Don Pablo reconoce que Sergio tuvo razón, pero se pregunta si él, como eterno empleado de ferreterías y luego como dueño de negocitos que siempre fracasaron, tuvo oportunidad de ahorrar. El poco dinero que ganaba lo invirtió en darles a sus tres hijos techo, comida, escuela, atención médica. Nunca se atrevió a distraer de su sueldo o de sus ganancias una cantidad para llevar de vacaciones a Rosa, su mujer, que en paz descanse. Sus paseos eran a lugares gratuitos, como Chapultepec, y a festivales en la delegación o en las parroquias.
Se arrepiente de no habérselo dicho a su familia cuando Roberto lo involucró por única vez en la conversación: “No es por nada, papá, pero creo que tú y mi madre hicieron muy mal en no ahorrar ni enseñarnos a hacerlo. Entiéndeme: no es que nos pese darte lo del asilo y para tus gastos, pero te sentirías mucho mejor siendo independiente.”

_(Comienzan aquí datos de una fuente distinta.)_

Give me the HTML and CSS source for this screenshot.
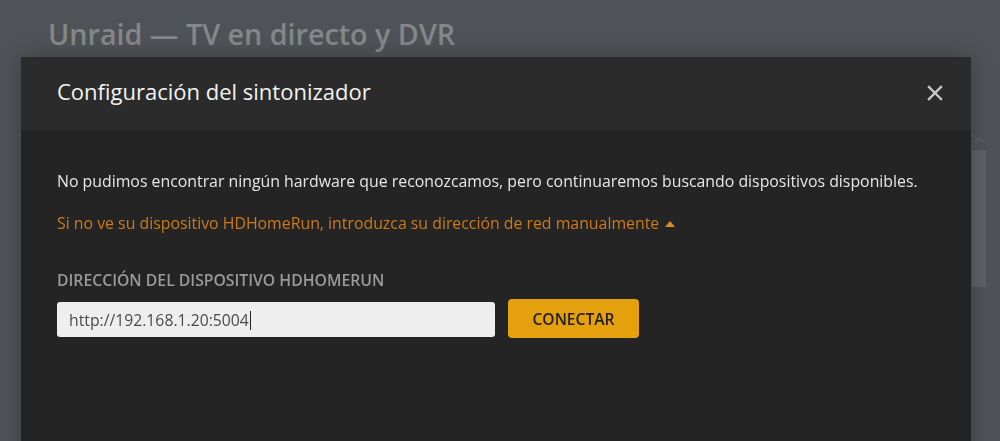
FILE: index.html
```html
<!DOCTYPE html>
<html lang="es">
<head>
<meta charset="UTF-8" />
<meta name="viewport" content="width=device-width, initial-scale=1" />
<title>Unraid — TV en directo y DVR</title>
<link rel="stylesheet" href="styles.css">
</head>
<body>

<!-- Página de fondo -->
<div class="app">
  <h1 class="app-title">Unraid — TV en directo y DVR</h1>
  <div class="app-body">
    <div class="app-content"></div>
    <div class="scrollbar">
      <svg class="scroll-up" width="10" height="6" viewBox="0 0 10 6">
        <path d="M1 5 L5 1 L9 5" fill="none" stroke="currentColor" stroke-width="1.6" />
      </svg>
      <div class="scroll-thumb"></div>
    </div>
  </div>
</div>

<!-- Ventana del sintonizador -->
<div class="modal">
  <div class="modal-header">
    <h2 class="modal-title">Configuración del sintonizador</h2>
    <button class="modal-close" aria-label="Cerrar">
      <svg width="16" height="16" viewBox="0 0 16 16">
        <path d="M2 2 L14 14 M14 2 L2 14" stroke="currentColor" stroke-width="2.4" stroke-linecap="square" />
      </svg>
    </button>
  </div>
  <div class="modal-body">
    <p class="notice">No pudimos encontrar ningún hardware que reconozcamos, pero continuaremos buscando dispositivos disponibles.</p>
    <a class="manual-toggle" href="#">Si no ve su dispositivo HDHomeRun, introduzca su dirección de red manualmente<span class="toggle-caret"></span></a>
    <label class="field-label">Dirección del dispositivo HDHomeRun</label>
    <div class="field-row">
      <div class="text-input"><span class="text-value">http://192.168.1.20:5004</span></div>
      <button class="btn-primary">Conectar</button>
    </div>
  </div>
</div>

</body>
</html>
```

FILE: styles.css
```css
html, body {
  margin: 0;
  padding: 0;
  height: 100%;
  overflow: hidden;
  background-color: #4f5357;
  font-family: "Open Sans", Arial, sans-serif;
}
.app {
  display: flex;
  flex-direction: column;
  height: 100vh;
}
.app-title {
  margin: 0;
  padding: 15px 48px 0;
  font-size: 28.7px;
  font-weight: 600;
  line-height: 38px;
  color: #85878a;
}
.app-body {
  flex: 1;
  display: flex;
}
.app-content {
  flex: 1;
}
.scrollbar {
  width: 14px;
  margin-right: 14px;
  padding-top: 84px;
  display: flex;
  flex-direction: column;
  align-items: center;
  color: #5f6367;
}
.scroll-up {
  display: block;
  margin-bottom: 7px;
}
.scroll-thumb {
  width: 14px;
  height: 137px;
  background: #5d6165;
}

/* Ventana modal */
.modal {
  position: fixed;
  top: 57px;
  left: 21px;
  width: 950px;
  height: 460px;
  background: #242424;
  box-shadow: 0 0 20px rgba(0, 0, 0, 0.25);
}
.modal-header {
  display: flex;
  align-items: flex-start;
  justify-content: space-between;
  height: 73px;
  box-sizing: border-box;
  padding: 19px 28px 0 36px;
  background: #2b2b2b;
}
.modal-title {
  margin: 0;
  font-size: 22px;
  font-weight: 400;
  line-height: 30px;
  color: #f2f2f2;
}
.modal-close {
  display: block;
  padding: 0;
  margin-top: 9px;
  border: none;
  background: none;
  color: #c9c9c9;
  cursor: pointer;
}
.modal-close svg {
  display: block;
}
.modal-body {
  display: flex;
  flex-direction: column;
  align-items: flex-start;
  padding: 41px 36px;
}
.notice {
  margin: 0 0 21px;
  font-size: 15.85px;
  line-height: 21px;
  color: #e6e6e6;
}
.manual-toggle {
  display: flex;
  align-items: center;
  font-size: 15.85px;
  line-height: 21px;
  color: #cc7b19;
  text-decoration: none;
}
.toggle-caret {
  width: 0;
  height: 0;
  margin-left: 6px;
  border-left: 5px solid transparent;
  border-right: 5px solid transparent;
  border-bottom: 6px solid #e08b1c;
}
.field-label {
  margin-top: 36px;
  font-size: 15.75px;
  font-weight: 600;
  line-height: 21px;
  text-transform: uppercase;
  color: #9a9a9a;
}
.field-row {
  display: flex;
  align-items: flex-start;
  gap: 13px;
  margin-top: 8px;
}
.text-input {
  width: 438px;
  height: 35px;
  margin-top: 3px;
  box-sizing: border-box;
  padding: 0 12px;
  display: flex;
  align-items: center;
  background: #eeeeee;
  border-radius: 3px;
  font-size: 15.75px;
  color: #4a4a4a;
}
.text-value::after {
  content: "";
  display: inline-block;
  width: 1px;
  height: 19px;
  margin-left: 1px;
  vertical-align: -4px;
  background: #222;
}
.btn-primary {
  width: 131px;
  height: 39px;
  border: none;
  border-radius: 4px;
  background: #e5a00d;
  font-family: "Open Sans", Arial, sans-serif;
  font-size: 15.6px;
  font-weight: 600;
  text-transform: uppercase;
  color: #1f1f1f;
  cursor: pointer;
}
```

Belinda advirtió la expresión resentida de su suegro: “No hablemos de eso hoy que estamos festejando. Tenemos que celebrar que don Pablo haya llegado a esta edad fuerte, lúcido y con una familia; no como otros pobres viejos a quienes abandonan en la calle o los refunden en un asilo y jamás vuelven a verlos. Nosotros, con sacrificios o como sea, no dejamos de visitarlo por lo menos cada mes. Ándele suegro, anímese y díganos unas palabras.”
Don Pablo comprendió que Belinda y los demás esperaban un discurso de agradecimiento. Era lo menos que merecían por pagar 3 mil pesos mensuales en el asilo y por comprarle tres mudas de ropa y unos zapatos al año. La última vez que le obsequiaron un traje fue el día en que su nieta Jade se recibió de técnica en sistemas, en 2003. No se los reprochaba, porque él mismo les había pedido que ya no le compraran otro: en sus circunstancias y a su edad era un desperdicio gastar en un traje.
El discurso de agradecimiento quedó resumido en una frase que despertó la hilaridad de hijos y nueras, y los suspiros de alivio de sus nietos: “Gracias por todo. ¿Quién me lleva al asilo?” Sergio tomó la palabra enseguida: “Que te lleve Roberto”. Rolando estuvo de acuerdo: “Sí, su coche es grande y viajarás más cómodo.”
En la puerta del restorán Yamilé sugirió que todos posaran para tomarles una foto de grupo: “Suegro, regáleme una sonrisita o diga güisqui. Así, así. ¡Qué lindo se ve mi bebé!” En aquel momento don Pablo sintió más fuerte el sabor agridulce en la boca y un ansia incontenible de regresar al asilo.
III
Tiene la radio encendida pero la música no impide que recuerde las confesiones de Emérita. Don Pablo siente lástima por el abandono en que la tienen sus hijos; a él, en cambio, los suyos lo visitan, le compran ropa y le celebran sus cumpleaños. No hay ley que los obligue, lo hacen porque lo consideran un deber. “Ojalá que también sea por amor”. Después de escuchar la conversación entre Sergio y Alina tiene sus dudas. En cambio, está seguro de que, si cumple los 80, lo invitarán a comer. Espera que el banquete no le deje un sabor agridulce en la boca y nadie vuelva a llamarle “mi bebé”.